It is shown in Gretton et al. (2006) that when \({\mathcal {H}}\) is a universal RKHS (Micchelli et al. 2006), defined on the compact metric space E, then \(\text {MMD}(\nu _1,\nu _2)=0\) if and only if \(\nu _1=\nu _2\). In this case, MMD can also be used to compare the two conditional distributions in (2). This is because, \(\text {MMD}(\mu _i({\underline{x}}_{{\mathcal {K}}\cup \{j\}}),\mu _i({\underline{y}}_{{\mathcal {K}}\cup \{j\}}))=0\) implies that the two conditional distributions are the same. This allows us to define a new dependency measure which we denoted it by \(\tilde{c}^{{\mathcal {K}}}_{i,j}\) similar to (3) that uses MMD instead of Wasserstein distance. It is straight forward to show that this measure has similar properties as the one in (3). The main difference between these two measures is their estimation method that we discuss in Sect. 5.1.

4 Advantages of the dependency measure

Herein, we discuss the advantages of our measure over other dependency measures in the literature.

4.1 Mutual information and information flow

Conditional mutual information is an information theoretic measure that has been used in the literature to identify the conditional independence structure of a network. This measure compares two probability measures \(P(X_i|X_j,{\underline{X}}_{{\mathcal {K}}})\) and \(P(X_i|{\underline{X}}_{{\mathcal {K}}})\) using the KL-divergence as follows,

$$\begin{aligned} I(X_i;X_j|{\underline{X}}_{{\mathcal {K}}}):=\sum _{x_i,x_j,{\underline{x}}_ {{\mathcal {K}}}}P(x_i,x_j,{\underline{x}}_{{\mathcal {K}}})\log \frac{P(x_i|x_j, {\underline{x}}_{{\mathcal {K}}})}{P(x_i|{\underline{x}}_{{\mathcal {K}}})}. \end{aligned}$$
(8)

This measure is symmetric and hence it cannot capture the direction of influence. Moreover, it only compares the probability measures over all pairs \((X_i,X_j)\) that have positive probability. Note that any other measures in the literature that is based on conditional independence test such as the kernel-based methods in Sun et al. (2007); Zhang et al. (2011) have the similar limitation.

Example 1

Consider a network of two variables X and Y, in which \(X\sim {\mathcal {N}}(0,1)\) is a zero mean Gaussian variable and Y is \({\mathcal {N}}(0,1)\) whenever X is a rational number and \({\mathcal {N}}(1,2)\) otherwise. In this network, Y is dependent on X but it cannot be captured using CI. This is because \(I(X;Y)=0\). On the other hand, we have \(c_{y,x}>0\) and \(c_{x,y}=0\).

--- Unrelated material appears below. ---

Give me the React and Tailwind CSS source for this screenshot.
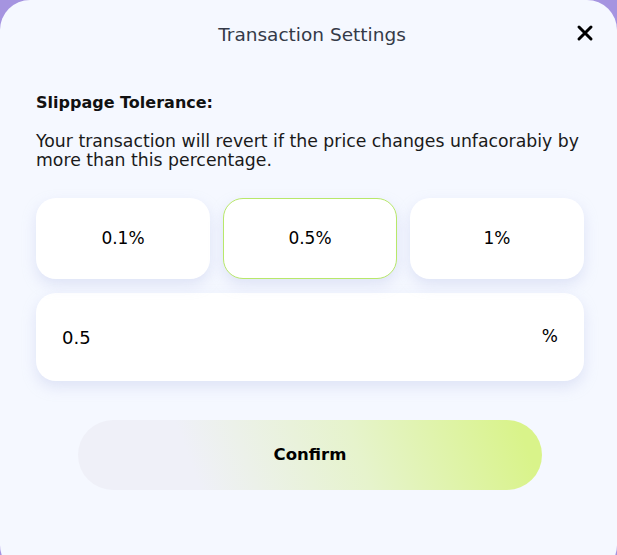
import React, { useState } from 'react'

const presets = ['0.1%', '0.5%', '1%']

export default function App() {
  const [selected, setSelected] = useState('0.5%')

  return (
    <div className="w-[617px] h-[555px] overflow-hidden bg-[#a594e0]" style={{ fontFamily: '"DejaVu Sans", "Noto Sans CJK KR", sans-serif' }}>
      <div className="w-[617px] h-[575px] rounded-[30px] bg-[#f5f8ff] pl-9 pr-[33px] pt-[21px]">
        {/* Header */}
        <div className="relative flex items-center justify-center h-[28px]">
          <h2 className="text-[18.5px] text-[#343a48] pl-[4px]">Transaction Settings</h2>
          <button className="absolute right-[-10px] top-[3px] text-black">
            <svg width="18" height="18" viewBox="0 0 18 18" fill="none" stroke="currentColor" strokeWidth="3" strokeLinecap="round">
              <path d="M3 3l12 12M15 3L3 15" />
            </svg>
          </button>
        </div>

        <p className="mt-[43px] text-[16px] font-bold text-[#111] leading-[22px]">Slippage Tolerance:</p>
        <p className="mt-[18px] text-[17.3px] text-[#1a1a1a] leading-[19px]">
          Your transaction will revert if the price changes unfacorabiy by more than this percentage.
        </p>

        {/* Presets */}
        <div className="mt-[28px] grid grid-cols-3 gap-[13px]">
          {presets.map((p) => (
            <button
              key={p}
              onClick={() => setSelected(p)}
              className={`h-[81px] rounded-[20px] bg-white text-[17px] text-black shadow-[0_6px_14px_rgba(180,190,230,0.35)] ${
                selected === p ? 'border border-[#b8e86a]' : 'border border-transparent'
              }`}
            >
              {p}
            </button>
          ))}
        </div>

        {/* Custom input */}
        <div className="mt-[14px] h-[88px] rounded-[20px] bg-white flex items-center justify-between px-[26px] shadow-[0_6px_14px_rgba(180,190,230,0.35)]">
          <span className="text-[18px] text-black">0.5</span>
          <span className="text-[17px] text-black">%</span>
        </div>

        {/* Confirm */}
        <div className="mt-[39px] flex justify-center">
          <button className="w-[464px] h-[70px] rounded-full bg-[linear-gradient(70deg,#eff0f8_25%,#e6f3cc_60%,#d9f38a_95%)] text-[16.5px] font-bold text-black">
            Confirm
          </button>
        </div>
      </div>
    </div>
  )
}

Another quantity that has been introduced in the literature to quantify causal influences in a network is information flow (Ay and Polani 2008). This quantity is defined using Pearl’s do-calculus (Pearl 2003). Intuitively, operating \(do(x_i)\) removes the dependencies of \(X_i\) on its parents, and replaces \(P(X_i|{\underline{X}}_{Pa_i})\) with the delta function. Herein, to give an interpretation on how (3) can be used to identify causal relationships that are defined in terms of intervention, we compare our measure with information flow.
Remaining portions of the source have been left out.